A pipeline step failure is contained, recorded, and retried. It never affects other operatorBoxes in the same process.

Failure recording

When any step fails — validation, template resolution, a resource Create or Update, an external HTTP call — Orkestra:

Writes status.conditions[type=Ready, status=False, reason=ReconcileError, message=<error>] to the CR.
Increments the consecutive-failure counter in the operatorBox’s CRDHealth instance.
Requeues the CR with exponential backoff.

The error message is truncated to 256 characters in the status condition to stay within etcd’s annotation limits. The full error appears in the operator logs.

Backoff

Requeue backoff is controlled by the workqueue rate limiter. The default is exponential backoff starting at 5ms and capping at 1000s. The backoff resets when a reconcile succeeds.

A CR that continuously fails (external service unreachable, a validation rule that can never pass) will eventually settle at the maximum backoff interval and stop consuming significant CPU. The resync: period restarts the cycle from backoff zero when the CR hasn’t been processed for resync duration.

Degraded state

After consecutiveFailures threshold reconcile failures in a row (default: 5), the operatorBox enters degraded state:

The operatorBox is marked degraded in CRDHealth.
The Control Center surfaces it as unhealthy with the failure count and last error.
If rollback: is configured on the CRD entry, Orkestra runs the rollback templates to revert to the last known-good spec.
Other CRDs with dependsOn: <this-crd>: healthy stop processing new CRs until this operatorBox recovers.
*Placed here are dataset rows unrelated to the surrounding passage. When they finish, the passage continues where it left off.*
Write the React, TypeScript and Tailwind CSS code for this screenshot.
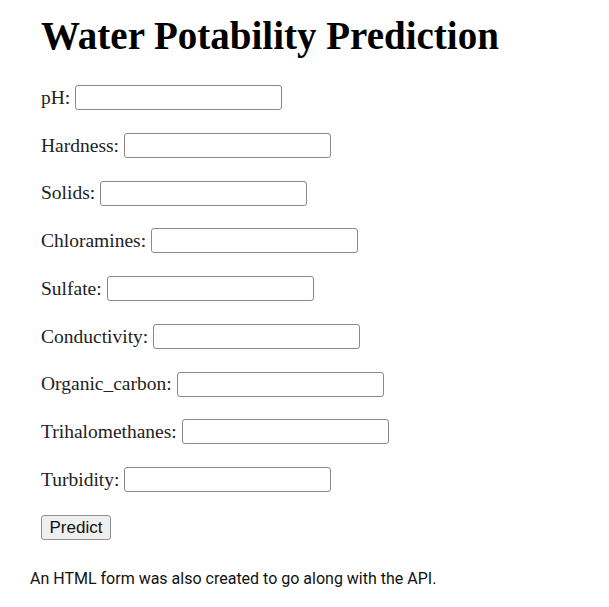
import React from "react";

const fields = [
  "pH",
  "Hardness",
  "Solids",
  "Chloramines",
  "Sulfate",
  "Conductivity",
  "Organic_carbon",
  "Trihalomethanes",
  "Turbidity",
];

export default function App() {
  return (
    <div className="w-[609px] h-[607px] bg-white text-black overflow-hidden">
      <div className="pl-[41px] pt-[13px] font-['Liberation_Serif',serif]">
        <h1 className="text-[39px] leading-[46px] font-bold">Water Potability Prediction</h1>
        <form className="mt-[26px] flex flex-col gap-[22.75px]">
          {fields.map((f) => (
            <div key={f} className="flex items-center h-[25px] text-[19.5px] text-[#222]">
              <span>{f}:</span>
              <input
                type="text"
                className="ml-[5px] w-[207px] h-[25px] border border-[#8a8a8a] rounded-[3px] bg-white"
              />
            </div>
          ))}
          <div className="h-[25px] flex items-center">
            <button
              type="button"
              className="w-[70px] h-[25px] border border-[#8f8f8f] rounded-[3px] bg-[#efefef] text-[17px] leading-none text-[#111] font-['Liberation_Sans',sans-serif]"
            >
              Predict
            </button>
          </div>
        </form>
      </div>
      <p className="pl-[30px] mt-[27px] text-[16px] text-[#111] font-['Roboto',sans-serif]">
        An HTML form was also created to go along with the API.
      </p>
    </div>
  );
}
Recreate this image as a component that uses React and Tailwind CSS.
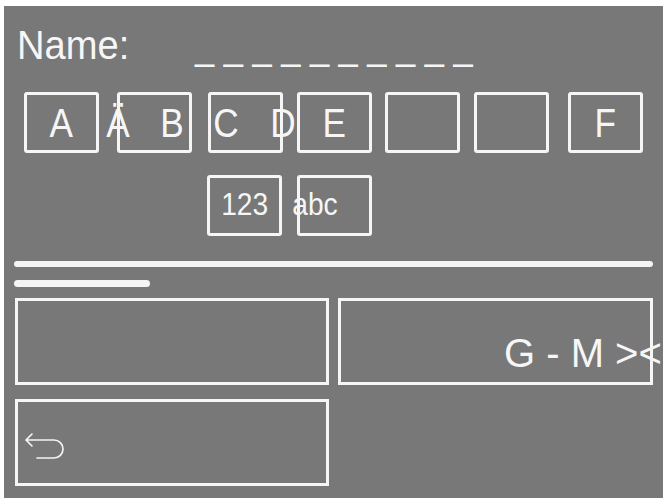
import React from "react";

const FONT = "font-['Liberation_Sans',Arial,sans-serif]";

function Key({ className = "", children, center = true }) {
  return (
    <div
      className={`w-[75px] h-[61px] shrink-0 border-[3px] border-[#f6f6f6] rounded-[3px] flex items-center ${center ? "justify-center" : "justify-start"} ${className}`}
    >
      {children}
    </div>
  );
}

function Glyph({ className = "", children }) {
  return (
    <span className={`w-0 flex justify-center whitespace-nowrap scale-x-[0.88] ${className}`}>
      {children}
    </span>
  );
}

function ReturnIcon() {
  return (
    <svg width="42" height="30" viewBox="0 0 42 30" fill="none">
      <path
        d="M8 3 L2 9 L8 15 M2 9 H30 A9 9 0 0 1 30 27 H13"
        stroke="#f4f4f4"
        strokeWidth="1.7"
        strokeLinecap="round"
        strokeLinejoin="round"
      />
    </svg>
  );
}

export default function App() {
  return (
    <div className={`w-[665px] h-[501px] bg-white pt-[6px] pl-[4px] ${FONT}`}>
      <div className="w-[659px] h-[492px] bg-[#787878] overflow-hidden flex flex-col text-[#f6f6f6]">
        {/* Name row */}
        <div className="mt-[19px] flex items-start pl-[13px] text-[41px] leading-none">
          <span className="inline-block origin-left scale-x-[0.93] whitespace-nowrap">Name:</span>
          <span className="ml-[57px] inline-block origin-left scale-x-[0.84] whitespace-pre">_ _ _ _ _ _ _ _ _ _</span>
        </div>

        {/* Key row 1 */}
        <div className="mt-[26px] flex text-[40px] leading-none">
          <Key className="ml-[20px]">
            <span className="inline-block scale-x-[0.88]">A</span>
          </Key>
          <Key className="ml-[18px]" center={false}>
            <Glyph className="ml-[-2.5px]">Ä</Glyph>
            <Glyph className="ml-[54.5px]">B</Glyph>
          </Key>
          <Key className="ml-[16px]" center={false}>
            <Glyph className="ml-[15px]">C</Glyph>
            <Glyph className="ml-[56.5px]">D</Glyph>
          </Key>
          <Key className="ml-[14px]">
            <span className="inline-block scale-x-[0.88]">E</span>
          </Key>
          <Key className="ml-[13px]" />
          <Key className="ml-[14px]" />
          <Key className="ml-[19px]">
            <span className="inline-block scale-x-[0.88]">F</span>
          </Key>
        </div>

        {/* Key row 2 */}
        <div className="mt-[22px] flex text-[32px] leading-none">
          <Key className="ml-[203px] pb-[3px]">
            <span className="inline-block scale-x-[0.88]">123</span>
          </Key>
          <Key className="ml-[15px] pb-[3px]" center={false}>
            <Glyph className="ml-[15px]">abc</Glyph>
          </Key>
        </div>

        {/* Progress bars */}
        <div className="mt-[25px] ml-[10px] w-[639px] h-[6px] rounded-full bg-[#f4f4f4]" />
        <div className="mt-[13px] ml-[10px] w-[136px] h-[7px] rounded-full bg-[#f4f4f4]" />

        {/* Buttons */}
        <div className="mt-[11px] ml-[11px] flex gap-[9px]">
          <div className="w-[314px] h-[87px] shrink-0 border-[3px] border-[#f6f6f6]" />
          <div className="w-[315px] h-[87px] shrink-0 border-[3px] border-[#f6f6f6] flex items-start pl-[163px] pt-[32px]">
            <span className="text-[40px] leading-none whitespace-pre">G - M &gt;&lt;</span>
          </div>
        </div>
        <div className="mt-[14px] ml-[11px] w-[314px] h-[87px] border-[3px] border-[#f6f6f6] flex items-start pl-[6px] pt-[29px]">
          <ReturnIcon />
        </div>
      </div>
    </div>
  );
}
The operatorBox exits degraded state automatically when a reconcile succeeds (consecutive-failure counter resets to zero).

Panic recovery

Every reconcile runs inside safeReconcile, which catches panics with a recover(). A panicking reconcile:

Records the panic as a failure (same path as a regular error).
Does not crash the operator process.
Does not affect other operatorBoxes or other CRs being reconciled concurrently.

Panics are surfaced in logs at ERROR level with a full stack trace. They increment the consecutive-failure counter and trigger backoff identically to regular errors.

See Panic Recovery for the full implementation, what you see in logs and metrics, and a live example.

Partial reconcile

The pipeline does not roll back completed steps on failure. If a deployment was created in step N and step N+1 fails (e.g., a service create fails), the deployment remains. The next reconcile will find the deployment exists (and drift-correct it if needed) and retry the service.

This is intentional — Kubernetes resources are idempotent to create. The operator converges toward the desired state across reconcile cycles, not within a single one.